Lucy, in contrast, is the perfect wife (and a motherly aunt and sister). She, however, does not have children of her own. It is this absence that is said to explain her goodness and motherly instincts to everybody else in the family. But I would argue that she was always that way. Lucy is the “good” sister, the one who always makes the right choices and who does her duty even when it is hard. She doesn’t complain and she doesn’t cause drama. Her husband is equally as level headed and the two of them, without children (interestingly), are the model of a good marriage in this book.

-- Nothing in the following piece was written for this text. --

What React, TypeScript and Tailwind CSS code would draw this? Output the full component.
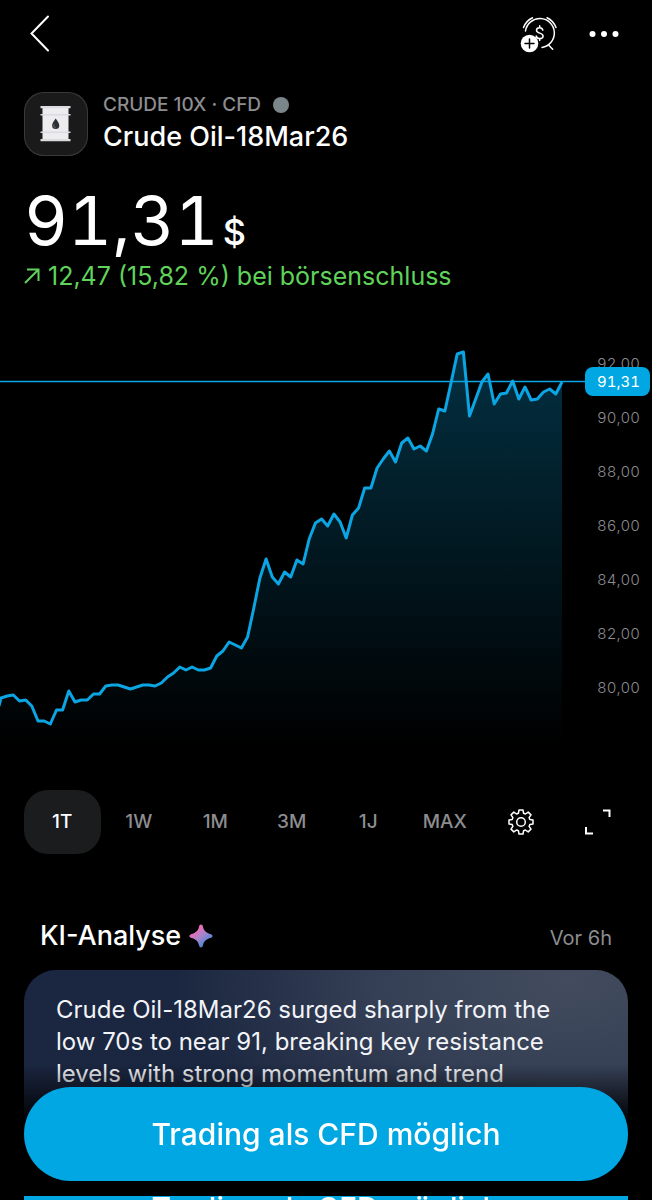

There are some moral lessons in this somewhat didactic relationship novel. We learn how NOT to treat family members and what damage it can do. Brian, Vera’s husband, is starved for affection and attention, and when he finds it, Whipple noted: “All our lives we are seeking for others to share our pleasures and when at times we find them, life takes on a new warmth and we bloom” (p. 196). Further, when Lucy tries to help Vera and Vera confesses a lack of belief in eternity and a doubt that anything in life really matters, Lucy responds, “It matters to ourselves, of course, but it matters terribly to other people” (p. 372). Lucy learned at an early age that her actions were important in the lives of others, which is why she is giving and nurturing and puts others’ needs before her own. In the end, she is the only one who can claim a measure of happiness.
Have you read any of Dorothy Whipple’s novels? I haven’t read all of them, but this reread makes me want to finish reading her work and enjoy the complex moral messages, the seeming simplicity of mid-century life, and the hidden darknesses of human relationships.